Importantly, however, this must be done under the supervision of administrators who are foreign, highly experienced, and externally recruited and trained. While the ultimate goal of any such intervention is always to develop strong local leadership and capable, judicious local administrators, this can only be a long-term goal. In the near term, it is paramount to bring infrastructural systems back online and to instil in the citizenry the faith that the rebuilding effort will be conducted efficiently, without preference or corruption. This can only happen when all senior administrators are brought in from the outside.

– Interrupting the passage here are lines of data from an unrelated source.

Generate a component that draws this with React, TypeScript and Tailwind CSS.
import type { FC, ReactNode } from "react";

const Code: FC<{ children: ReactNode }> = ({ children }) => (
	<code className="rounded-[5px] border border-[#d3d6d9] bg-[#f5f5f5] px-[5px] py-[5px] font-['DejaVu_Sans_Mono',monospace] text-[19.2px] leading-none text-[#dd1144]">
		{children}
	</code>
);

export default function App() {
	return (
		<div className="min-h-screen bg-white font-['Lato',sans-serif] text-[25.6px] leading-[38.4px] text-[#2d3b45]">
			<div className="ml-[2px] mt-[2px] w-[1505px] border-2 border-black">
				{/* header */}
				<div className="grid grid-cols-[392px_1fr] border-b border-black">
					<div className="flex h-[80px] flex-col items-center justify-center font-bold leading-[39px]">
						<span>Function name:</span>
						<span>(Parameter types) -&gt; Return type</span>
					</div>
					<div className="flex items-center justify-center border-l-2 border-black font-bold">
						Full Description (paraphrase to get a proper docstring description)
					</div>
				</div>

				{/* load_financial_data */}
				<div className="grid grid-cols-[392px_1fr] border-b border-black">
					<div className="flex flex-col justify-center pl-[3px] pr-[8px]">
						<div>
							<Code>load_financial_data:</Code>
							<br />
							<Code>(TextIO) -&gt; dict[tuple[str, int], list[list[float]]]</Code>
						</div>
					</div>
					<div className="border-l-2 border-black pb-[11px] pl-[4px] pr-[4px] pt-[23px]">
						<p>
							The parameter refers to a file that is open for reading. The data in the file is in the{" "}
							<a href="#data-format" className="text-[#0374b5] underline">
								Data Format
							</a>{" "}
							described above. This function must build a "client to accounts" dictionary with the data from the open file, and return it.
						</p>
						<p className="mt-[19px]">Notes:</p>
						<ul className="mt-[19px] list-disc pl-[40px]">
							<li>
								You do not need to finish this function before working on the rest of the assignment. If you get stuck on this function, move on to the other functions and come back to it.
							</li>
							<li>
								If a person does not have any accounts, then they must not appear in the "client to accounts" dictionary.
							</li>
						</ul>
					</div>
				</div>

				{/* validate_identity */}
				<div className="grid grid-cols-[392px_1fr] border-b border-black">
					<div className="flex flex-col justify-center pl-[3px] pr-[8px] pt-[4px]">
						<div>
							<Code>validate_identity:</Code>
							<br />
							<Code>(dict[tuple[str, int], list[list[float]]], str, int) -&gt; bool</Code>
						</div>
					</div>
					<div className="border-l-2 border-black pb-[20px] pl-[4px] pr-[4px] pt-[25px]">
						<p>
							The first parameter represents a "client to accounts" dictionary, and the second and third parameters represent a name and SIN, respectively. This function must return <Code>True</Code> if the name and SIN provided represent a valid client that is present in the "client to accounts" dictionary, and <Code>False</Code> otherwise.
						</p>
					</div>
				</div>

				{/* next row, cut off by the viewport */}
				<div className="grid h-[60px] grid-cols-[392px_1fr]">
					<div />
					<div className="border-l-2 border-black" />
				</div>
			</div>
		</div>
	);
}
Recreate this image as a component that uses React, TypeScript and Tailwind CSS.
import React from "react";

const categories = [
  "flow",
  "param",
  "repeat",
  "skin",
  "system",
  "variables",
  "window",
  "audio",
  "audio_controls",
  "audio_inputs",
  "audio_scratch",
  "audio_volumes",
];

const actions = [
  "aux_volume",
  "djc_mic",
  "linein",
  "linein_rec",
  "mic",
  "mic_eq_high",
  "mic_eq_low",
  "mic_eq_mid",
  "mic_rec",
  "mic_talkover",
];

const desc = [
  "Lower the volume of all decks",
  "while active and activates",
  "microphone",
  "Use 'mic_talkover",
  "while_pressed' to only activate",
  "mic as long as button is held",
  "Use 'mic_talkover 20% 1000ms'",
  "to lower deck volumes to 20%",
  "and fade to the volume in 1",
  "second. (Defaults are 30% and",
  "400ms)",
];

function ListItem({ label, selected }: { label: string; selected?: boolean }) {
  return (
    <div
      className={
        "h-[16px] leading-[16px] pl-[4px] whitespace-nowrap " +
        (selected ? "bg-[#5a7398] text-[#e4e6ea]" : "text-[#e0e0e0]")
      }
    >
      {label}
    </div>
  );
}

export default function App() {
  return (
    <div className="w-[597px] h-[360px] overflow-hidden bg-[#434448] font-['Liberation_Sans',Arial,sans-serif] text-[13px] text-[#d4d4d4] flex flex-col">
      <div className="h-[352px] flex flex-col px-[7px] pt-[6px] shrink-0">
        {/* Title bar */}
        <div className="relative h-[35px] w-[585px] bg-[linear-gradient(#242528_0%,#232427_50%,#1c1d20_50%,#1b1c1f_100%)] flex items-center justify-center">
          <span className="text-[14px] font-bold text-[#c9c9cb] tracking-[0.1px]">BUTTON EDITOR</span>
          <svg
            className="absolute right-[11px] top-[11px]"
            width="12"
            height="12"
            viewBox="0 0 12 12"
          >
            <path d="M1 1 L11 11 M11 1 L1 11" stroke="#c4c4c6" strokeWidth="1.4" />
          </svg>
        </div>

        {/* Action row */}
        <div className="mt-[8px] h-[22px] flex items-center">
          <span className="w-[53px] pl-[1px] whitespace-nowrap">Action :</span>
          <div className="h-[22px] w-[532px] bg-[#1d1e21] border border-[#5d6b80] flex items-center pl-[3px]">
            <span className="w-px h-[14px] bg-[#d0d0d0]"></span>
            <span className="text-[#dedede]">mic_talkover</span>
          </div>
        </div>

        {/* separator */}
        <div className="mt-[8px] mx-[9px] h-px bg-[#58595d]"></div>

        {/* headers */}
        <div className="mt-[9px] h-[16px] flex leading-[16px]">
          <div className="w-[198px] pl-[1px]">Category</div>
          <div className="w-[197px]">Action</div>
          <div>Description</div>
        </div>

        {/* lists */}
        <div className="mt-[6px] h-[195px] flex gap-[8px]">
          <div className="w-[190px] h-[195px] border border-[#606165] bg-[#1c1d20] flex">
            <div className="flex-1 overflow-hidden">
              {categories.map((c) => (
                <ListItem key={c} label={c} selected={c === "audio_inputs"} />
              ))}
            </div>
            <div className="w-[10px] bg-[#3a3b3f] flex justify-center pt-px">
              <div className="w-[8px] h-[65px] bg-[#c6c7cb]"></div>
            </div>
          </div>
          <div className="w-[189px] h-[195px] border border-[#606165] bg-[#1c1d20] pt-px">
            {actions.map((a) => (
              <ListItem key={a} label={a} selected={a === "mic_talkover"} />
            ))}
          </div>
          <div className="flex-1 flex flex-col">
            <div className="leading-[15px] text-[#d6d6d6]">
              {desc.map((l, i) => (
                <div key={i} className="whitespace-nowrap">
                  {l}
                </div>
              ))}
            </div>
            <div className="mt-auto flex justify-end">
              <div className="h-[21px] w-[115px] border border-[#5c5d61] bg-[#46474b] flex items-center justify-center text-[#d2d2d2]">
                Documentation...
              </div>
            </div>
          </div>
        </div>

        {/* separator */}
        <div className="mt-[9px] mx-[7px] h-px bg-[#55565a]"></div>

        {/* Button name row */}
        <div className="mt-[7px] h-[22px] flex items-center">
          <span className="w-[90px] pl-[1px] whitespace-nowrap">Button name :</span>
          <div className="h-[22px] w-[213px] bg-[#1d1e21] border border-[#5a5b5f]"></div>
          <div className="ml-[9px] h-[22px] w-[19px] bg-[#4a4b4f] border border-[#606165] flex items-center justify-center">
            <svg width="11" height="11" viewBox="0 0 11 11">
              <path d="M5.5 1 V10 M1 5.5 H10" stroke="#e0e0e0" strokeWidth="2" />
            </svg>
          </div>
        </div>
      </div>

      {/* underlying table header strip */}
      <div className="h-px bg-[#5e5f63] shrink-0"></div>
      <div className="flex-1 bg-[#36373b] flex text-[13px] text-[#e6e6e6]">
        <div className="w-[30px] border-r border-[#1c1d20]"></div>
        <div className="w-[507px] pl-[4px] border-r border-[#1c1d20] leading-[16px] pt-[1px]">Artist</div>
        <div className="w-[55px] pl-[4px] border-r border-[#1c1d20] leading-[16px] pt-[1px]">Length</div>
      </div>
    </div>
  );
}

Some may argue that this smacks of colonialism. Indeed, if a country has shown itself incapable of self-governance, the international community acting as one has the right and the duty to impose order from the outside, even if that means forcing the local population to live under foreign administration. The trusteeship would, of course, be clearly limited in time, so that the local population can keep in sight a target date to return to self-governance. In most cases, this interval would be 15 years—the minimum time needed to re-train public servants and rebuild trust in government institutions.

Rebuilding nations from the ground up in this manner would ensure that their inhabitants have a fair chance at securing the rights and freedoms that other countries take for granted. It would also enable the Global Forum to address many continental and global problems at their roots, in places where civilisation has faltered and given way to chaos.